* [Excerpted records]:
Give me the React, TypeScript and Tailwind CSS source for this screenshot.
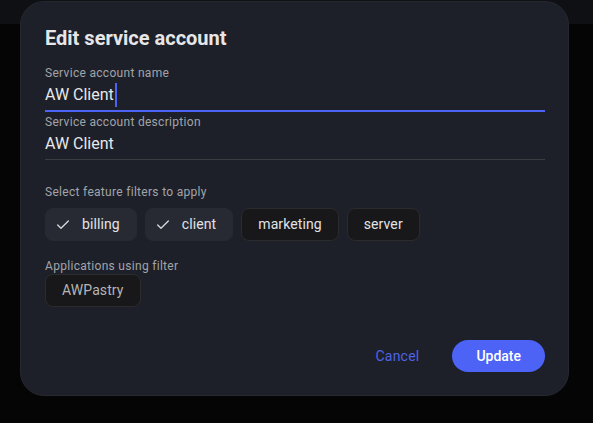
import React from 'react';
import { Check } from 'lucide-react';

const filters = [
  { name: 'billing', selected: true },
  { name: 'client', selected: true },
  { name: 'marketing', selected: false },
  { name: 'server', selected: false },
];

const FilterChip: React.FC<{ name: string; selected: boolean }> = ({ name, selected }) =>
  selected ? (
    <div className="flex h-[33px] items-center gap-[11px] rounded-lg border border-[#272a33] bg-[#272a33] pl-[9px] pr-4 text-[14px] tracking-[0.1px] text-[#e2e3e6]">
      <Check size={16} strokeWidth={2} className="text-[#d6d7da]" />
      {name}
    </div>
  ) : (
    <div className="flex h-[33px] items-center rounded-lg border border-[#2b2b2d] bg-[#18181a] px-4 text-[14px] tracking-[0.1px] text-[#e2e3e6]">
      {name}
    </div>
  );

export default function App() {
  return (
    <div
      className="relative h-[423px] w-[593px] overflow-hidden bg-[#050505]"
      style={{ fontFamily: 'Roboto, "Noto Sans", sans-serif' }}
    >
      <div className="h-[24px] w-full bg-[#0f1013]" />

      {/* modal */}
      <div className="absolute left-[20px] top-[1px] flex h-[395px] w-[549px] flex-col rounded-[24px] border border-[#252831] bg-[#1d2029] pl-[24px] pr-[23px] pt-[22px]">
        <h2 className="text-[20px] font-bold leading-[28px] text-[#e6e6e8]">Edit service account</h2>

        <div className="mt-[13px] flex flex-col">
          <label className="text-[12px] leading-4 tracking-[0.3px] text-[#a2a4a9]">Service account name</label>
          <div className="border-b-2 border-[#4c63f5] pb-[3px] pt-[2px] text-[16px] leading-6 text-[#e8e8ea]">
            AW Client<span className="ml-[1px] inline-block h-[24px] w-[2px] bg-[#4c63f5] align-top" />
          </div>
        </div>

        <div className="mt-[2px] flex flex-col">
          <label className="text-[12px] leading-4 tracking-[0.3px] text-[#a2a4a9]">Service account description</label>
          <div className="border-b border-[#3a3c42] pb-[3px] pt-[2px] text-[16px] leading-6 text-[#e8e8ea]">AW Client</div>
        </div>

        <div className="mt-[24px] text-[12px] leading-4 tracking-[0.3px] text-[#a2a4a9]">Select feature filters to apply</div>
        <div className="mt-[8px] flex gap-2">
          {filters.map(f => (
            <FilterChip key={f.name} name={f.name} selected={f.selected} />
          ))}
        </div>

        <div className="mt-[17px] text-[12px] leading-4 tracking-[0.3px] text-[#a2a4a9]">Applications using filter</div>
        <div className="flex">
          <div className="flex h-[33px] items-center rounded-lg border border-[#2b2b2d] bg-[#18181a] px-4 text-[14px] tracking-[0.1px] text-[#b4b5b8]">
            AWPastry
          </div>
        </div>

        <div className="mt-auto mb-[23px] flex items-center justify-end gap-[33px]">
          <button className="text-[14px] tracking-[0.2px] text-[#4f63e3]">Cancel</button>
          <button className="h-[32px] rounded-full bg-[#4c63f5] px-6 text-[14px] font-medium text-white">Update</button>
        </div>
      </div>
    </div>
  );
}
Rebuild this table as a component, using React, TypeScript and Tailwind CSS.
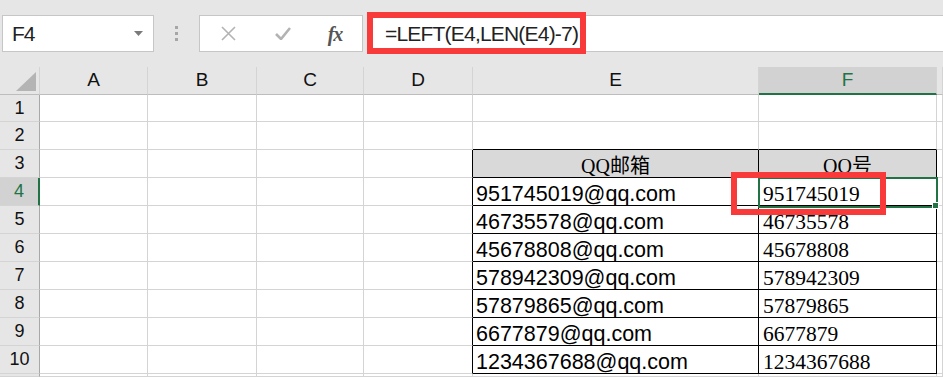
const cols = ["A", "B", "C", "D", "E", "F", ""];

const data: Record<number, [string, string]> = {
  3: ["QQ邮箱", "QQ号"],
  4: ["951745019@qq.com", "951745019"],
  5: ["46735578@qq.com", "46735578"],
  6: ["45678808@qq.com", "45678808"],
  7: ["578942309@qq.com", "578942309"],
  8: ["57879865@qq.com", "57879865"],
  9: ["6677879@qq.com", "6677879"],
  10: ["1234367688@qq.com", "1234367688"],
};

const rows = [1, 2, 3, 4, 5, 6, 7, 8, 9, 10, 11];

function cellClass(row: number, col: number) {
  const inTable = row >= 3 && row <= 10;
  let right = "border-r-[#d4d4d4]";
  let bottom = "border-b-[#d4d4d4]";
  let bg = "bg-white";
  if (inTable && (col === 3 || col === 4 || col === 5)) right = "border-r-black";
  if ((col === 4 || col === 5) && row >= 2 && row <= 10) bottom = "border-b-black";
  if (row === 3 && (col === 4 || col === 5)) bg = "bg-[#d9d9d9]";
  return `border-r border-b ${right} ${bottom} ${bg}`;
}

function Cell({ row, col }: { row: number; col: number }) {
  const d = data[row];
  let content: React.ReactNode = null;
  if (d && col === 4) {
    content =
      row === 3 ? (
        <span className="w-full text-center text-[20px] leading-[22px] font-['Liberation_Serif','Noto_Sans_CJK_SC',serif]">
          {d[0]}
        </span>
      ) : (
        <span className="pl-[3px] text-[21.5px] leading-[22px] font-['Liberation_Sans',sans-serif]">{d[0]}</span>
      );
  }
  if (d && col === 5) {
    content =
      row === 3 ? (
        <span className="w-full text-center text-[20px] leading-[22px] font-['Liberation_Serif','Noto_Sans_CJK_SC',serif]">
          {d[1]}
        </span>
      ) : (
        <span className="pl-[4px] text-[21.5px] leading-[22px] font-['Liberation_Serif',serif]">{d[1]}</span>
      );
  }
  return <div className={`${cellClass(row, col)} flex items-end overflow-hidden whitespace-nowrap text-black`}>{content}</div>;
}

export default function App() {
  return (
    <div className="relative w-[943px] h-[377px] overflow-hidden bg-white font-['Liberation_Sans',sans-serif]">
      {/* formula bar */}
      <div className="h-[67px] bg-[#e6e6e6] flex items-start pt-[15px]">
        <div className="ml-[2px] w-[152px] h-[37px] border border-[#c6c6c6] bg-white flex items-center justify-between pl-[9px] pr-[10px]">
          <span className="text-[21px] tracking-[-1px] text-[#222]">F4</span>
          <svg width="9" height="5" viewBox="0 0 9 5">
            <path d="M0 0h9L4.5 5z" fill="#7a7a7a" />
          </svg>
        </div>
        <div className="w-[45px] h-[37px] flex flex-col items-center justify-center gap-[3px]">
          <span className="w-[3px] h-[3px] bg-[#a6a6a6]" />
          <span className="w-[3px] h-[3px] bg-[#a6a6a6]" />
          <span className="w-[3px] h-[3px] bg-[#a6a6a6]" />
        </div>
        <div className="w-[164px] h-[37px] border border-[#c6c6c6] bg-white flex items-center">
          <div className="w-[56px] flex justify-center">
            <svg width="15" height="15" viewBox="0 0 15 15">
              <path d="M1 1l13 13M14 1L1 14" stroke="#b3b3b3" strokeWidth="1.6" fill="none" />
            </svg>
          </div>
          <div className="w-[54px] flex justify-center">
            <svg width="16" height="13" viewBox="0 0 16 13">
              <path d="M1 7l5 5L15 1" stroke="#b3b3b3" strokeWidth="2.6" fill="none" />
            </svg>
          </div>
          <div className="w-[50px] flex justify-center">
            <span className="italic text-[20px] font-bold text-[#555] font-['Liberation_Serif',serif] tracking-[-1px]">fx</span>
          </div>
        </div>
        <div className="ml-[4px] flex-1 h-[37px] border-y border-l border-[#c6c6c6] bg-white flex items-center pl-[17px]">
          <span className="text-[21px] tracking-[-0.8px] text-[#222]">=LEFT(E4,LEN(E4)-7)</span>
        </div>
      </div>

      {/* sheet */}
      <div className="grid grid-cols-[40px_108px_109px_107px_109px_286px_178px_1fr] grid-rows-[28px_27px_repeat(9,28px)_1fr] h-[310px]">
        <div className="bg-[#e6e6e6] border-r border-b border-r-[#d4d4d4] border-b-[#bdbdbd] flex items-end justify-end pr-[3px] pb-[3px]">
          <svg width="20" height="19" viewBox="0 0 20 19">
            <path d="M20 0V19H0z" fill="#b4b4b4" />
          </svg>
        </div>
        {cols.map((c) =>
          c === "F" ? (
            <div
              key={c}
              className="bg-[#d2d2d2] border-r border-r-[#d4d4d4] border-b-2 border-b-[#217346] flex items-center justify-center text-[19px] text-[#217346]"
            >
              {c}
            </div>
          ) : (
            <div
              key={c || "g"}
              className="bg-[#e6e6e6] border-r border-b border-r-[#d4d4d4] border-b-[#bdbdbd] flex items-center justify-center text-[19px] text-[#111]"
            >
              {c}
            </div>
          )
        )}
        {rows.map((r) => (
          <RowCells key={r} row={r} />
        ))}
      </div>

      {/* annotations and selection */}
      <div className="absolute left-[758px] top-[177px] w-[180px] h-[31px] border-2 border-[#217346]" />
      <div className="absolute left-[932px] top-[202px] w-[7px] h-[7px] bg-[#217346] border border-white" />
      <div className="absolute left-[367px] top-[12px] w-[219px] h-[42px] border-[6px] border-[#f93a3a]" />
      <div className="absolute left-[731px] top-[172px] w-[155px] h-[43px] border-[6px] border-[#f93a3a]" />
    </div>
  );
}

function RowCells({ row }: { row: number }) {
  const selected = row === 4;
  return (
    <>
      <div
        className={
          selected
            ? "bg-[#d2d2d2] border-r-2 border-r-[#217346] border-b border-b-[#d4d4d4] flex items-center justify-center text-[18px] text-[#217346]"
            : "bg-[#e6e6e6] border-r border-b border-r-[#a8a8a8] border-b-[#d4d4d4] flex items-center justify-center text-[18px] text-[#111]"
        }
      >
        {row <= 10 ? row : ""}
      </div>
      {[0, 1, 2, 3, 4, 5, 6].map((c) => (
        <Cell key={c} row={row} col={c} />
      ))}
    </>
  );
}
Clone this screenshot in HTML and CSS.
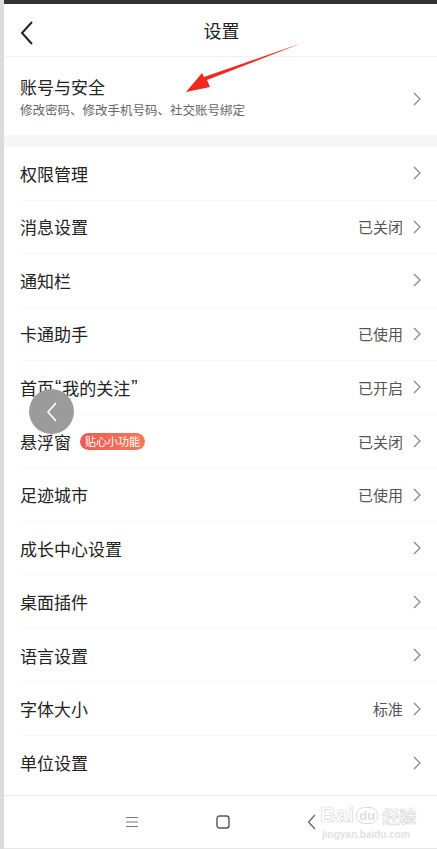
FILE: index.html
```html
<!DOCTYPE html>
<html lang="zh">
<head>
<meta charset="utf-8">
<link rel="stylesheet" href="styles.css">
</head>
<body>
<div class="screen">
  <div class="strip"></div>
  <div class="main">
    <div class="statusbar"></div>
    <header class="header">
      <svg class="back" width="14" height="24" viewBox="0 0 14 24"><path d="M12 1 L2 12 L12 23" fill="none" stroke="#222" stroke-width="2"/></svg>
      <h1 class="title">设置</h1>
    </header>
    <div class="account">
      <div class="account-text">
        <div class="account-title">账号与安全</div>
        <div class="account-sub">修改密码、修改手机号码、社交账号绑定</div>
      </div>
      <svg class="chev" width="8" height="14" viewBox="0 0 8 14"><path d="M1 1 L7 7 L1 13" fill="none" stroke="#888" stroke-width="1.3"/></svg>
    </div>
    <div class="band"></div>
    <ul class="list">
      <li class="row"><span class="label">权限管理</span><span class="right"><svg class="chev" width="8" height="14" viewBox="0 0 8 14"><path d="M1 1 L7 7 L1 13" fill="none" stroke="#888" stroke-width="1.3"/></svg></span></li>
      <li class="row"><span class="label">消息设置</span><span class="right"><span class="value">已关闭</span><svg class="chev" width="8" height="14" viewBox="0 0 8 14"><path d="M1 1 L7 7 L1 13" fill="none" stroke="#888" stroke-width="1.3"/></svg></span></li>
      <li class="row"><span class="label">通知栏</span><span class="right"><svg class="chev" width="8" height="14" viewBox="0 0 8 14"><path d="M1 1 L7 7 L1 13" fill="none" stroke="#888" stroke-width="1.3"/></svg></span></li>
      <li class="row"><span class="label">卡通助手</span><span class="right"><span class="value">已使用</span><svg class="chev" width="8" height="14" viewBox="0 0 8 14"><path d="M1 1 L7 7 L1 13" fill="none" stroke="#888" stroke-width="1.3"/></svg></span></li>
      <li class="row"><span class="label">首页<span class="q">“</span>我的关注<span class="q">”</span></span><span class="right"><span class="value">已开启</span><svg class="chev" width="8" height="14" viewBox="0 0 8 14"><path d="M1 1 L7 7 L1 13" fill="none" stroke="#888" stroke-width="1.3"/></svg></span></li>
      <li class="row"><span class="label">悬浮窗<span class="badge">贴心小功能</span></span><span class="right"><span class="value">已关闭</span><svg class="chev" width="8" height="14" viewBox="0 0 8 14"><path d="M1 1 L7 7 L1 13" fill="none" stroke="#888" stroke-width="1.3"/></svg></span></li>
      <li class="row"><span class="label">足迹城市</span><span class="right"><span class="value">已使用</span><svg class="chev" width="8" height="14" viewBox="0 0 8 14"><path d="M1 1 L7 7 L1 13" fill="none" stroke="#888" stroke-width="1.3"/></svg></span></li>
      <li class="row"><span class="label">成长中心设置</span><span class="right"><svg class="chev" width="8" height="14" viewBox="0 0 8 14"><path d="M1 1 L7 7 L1 13" fill="none" stroke="#888" stroke-width="1.3"/></svg></span></li>
      <li class="row"><span class="label">桌面插件</span><span class="right"><svg class="chev" width="8" height="14" viewBox="0 0 8 14"><path d="M1 1 L7 7 L1 13" fill="none" stroke="#888" stroke-width="1.3"/></svg></span></li>
      <li class="row"><span class="label">语言设置</span><span class="right"><svg class="chev" width="8" height="14" viewBox="0 0 8 14"><path d="M1 1 L7 7 L1 13" fill="none" stroke="#888" stroke-width="1.3"/></svg></span></li>
      <li class="row"><span class="label">字体大小</span><span class="right"><span class="value">标准</span><svg class="chev" width="8" height="14" viewBox="0 0 8 14"><path d="M1 1 L7 7 L1 13" fill="none" stroke="#888" stroke-width="1.3"/></svg></span></li>
      <li class="row last"><span class="label">单位设置</span><span class="right"><svg class="chev" width="8" height="14" viewBox="0 0 8 14"><path d="M1 1 L7 7 L1 13" fill="none" stroke="#888" stroke-width="1.3"/></svg></span></li>
    </ul>
    <nav class="navbar">
      <svg width="14" height="12" viewBox="0 0 14 12"><path d="M1 1.5 H13 M1 6 H13 M1 10.5 H13" stroke="#777" stroke-width="1.2"/></svg>
      <svg width="14" height="14" viewBox="0 0 14 14"><rect x="1" y="1" width="12" height="12" rx="2.5" fill="none" stroke="#555" stroke-width="1.4"/></svg>
      <svg width="9" height="16" viewBox="0 0 9 16"><path d="M8 1 L1.5 8 L8 15" fill="none" stroke="#666" stroke-width="1.3"/></svg>
    </nav>
    <div class="watermark">
      <div class="wm-top"><span class="wm-bai">Bai</span><span class="wm-du">du</span><span class="wm-jy">经验</span></div>
      <div class="wm-url">jingyan.baidu.com</div>
    </div>
    <div class="float-btn"><svg width="12" height="20" viewBox="0 0 12 20"><path d="M10 1 L2 10 L10 19" fill="none" stroke="#fff" stroke-width="1.6"/></svg></div>
    <svg class="arrow" width="437" height="120" viewBox="0 0 437 120"><path d="M302 43 L207 80 L210 87 L186 92 L202 73 L204 77 Z" fill="#f0281e"/></svg>
  </div>
</div>
</body>
</html>
```
FILE: styles.css
```css
* { box-sizing: border-box; }
html, body { margin: 0; padding: 0; background: #fff; }
body { font-family: "Noto Sans CJK SC", "Noto Sans", sans-serif; color: #222; }
.screen { display: flex; width: 437px; height: 849px; overflow: hidden; }
.strip { width: 4px; flex: none; background: #dcdcdc; }
.main { position: relative; flex: 1; display: flex; flex-direction: column; background: #fff; }
.statusbar { height: 4px; background: #333; flex: none; }
.header { height: 53px; flex: none; display: flex; align-items: center; justify-content: center; position: relative; border-bottom: 1px solid #f2f2f2; }
.back { position: absolute; left: 16px; top: 17px; }
.title { margin: 0; font-size: 18px; font-weight: 400; color: #222; position: relative; left: 1px; }
.account { height: 78px; flex: none; display: flex; align-items: center; justify-content: space-between; padding: 0 16px 0 16px; }
.account-text { display: flex; flex-direction: column; padding-top: 4px; }
.account-title { font-size: 17px; line-height: 22px; color: #222; }
.account-sub { font-size: 12.5px; line-height: 20px; color: #666; margin-top: 2px; }
.account .chev { margin-top: 6px; margin-right: 0; }
.band { height: 12px; flex: none; background: #f6f6f6; }
.list { list-style: none; margin: 0; padding: 0 0 0 16px; }
.row { height: 53.55px; display: flex; align-items: center; justify-content: space-between; padding-right: 16px; border-bottom: 1px solid #f8f8f8; }
.row.last { border-bottom: none; }
.label { font-size: 17px; color: #222; display: flex; align-items: center; }
.q { font-family: "Liberation Sans", sans-serif; font-size: 19px; margin: 0 1px; }
.right { display: flex; align-items: center; gap: 10px; }
.value { font-size: 15px; color: #555; }
.badge { margin-left: 9px; height: 17px; padding: 0 5px; border-radius: 9px; background: linear-gradient(90deg, #ef5a52, #f27a5a); color: #fff; font-size: 11px; line-height: 17px; display: inline-block; }
.navbar { margin-top: auto; height: 54px; flex: none; border-top: 1px solid #e8e8e8; border-bottom: 1px solid #e8e8e8; display: flex; align-items: center; justify-content: center; gap: 77px; padding-left: 0; }
.watermark { position: absolute; left: 316px; top: 804px; color: #e6e6e6; font-family: "Liberation Sans", sans-serif; line-height: 1; }
.wm-top { display: flex; align-items: center; font-size: 22px; font-weight: 700; -webkit-text-stroke: 0.7px #d8d8d8; color: #fff; }
.wm-du { font-size: 13px; border: 1.5px solid #ddd; border-radius: 8px; padding: 1px 2px; margin: 0 4px 0 2px; color: #ddd; -webkit-text-stroke: 0; }
.wm-jy { font-family: "Noto Sans CJK SC", sans-serif; font-size: 17px; }
.wm-url { font-size: 10px; font-weight: 700; color: #e2e2e2; margin-top: 4px; margin-left: 2px; }
.float-btn { position: absolute; left: 25px; top: 389px; width: 45px; height: 45px; border-radius: 50%; background: #9b9b9b; display: flex; align-items: center; justify-content: center; }
.arrow { position: absolute; left: -4px; top: 0; pointer-events: none; }
```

* [Stated exercise]:
Repeat only the lines from the one holding "Rebuild this table" to the one holding "9, 10, 11];", both ends included, and drop the images.

* [Exercise answer]:
Rebuild this table as a component, using React, TypeScript and Tailwind CSS.
const cols = ["A", "B", "C", "D", "E", "F", ""];

const data: Record<number, [string, string]> = {
  3: ["QQ邮箱", "QQ号"],
  4: ["951745019@qq.com", "951745019"],
  5: ["46735578@qq.com", "46735578"],
  6: ["45678808@qq.com", "45678808"],
  7: ["578942309@qq.com", "578942309"],
  8: ["57879865@qq.com", "57879865"],
  9: ["6677879@qq.com", "6677879"],
  10: ["1234367688@qq.com", "1234367688"],
};

const rows = [1, 2, 3, 4, 5, 6, 7, 8, 9, 10, 11];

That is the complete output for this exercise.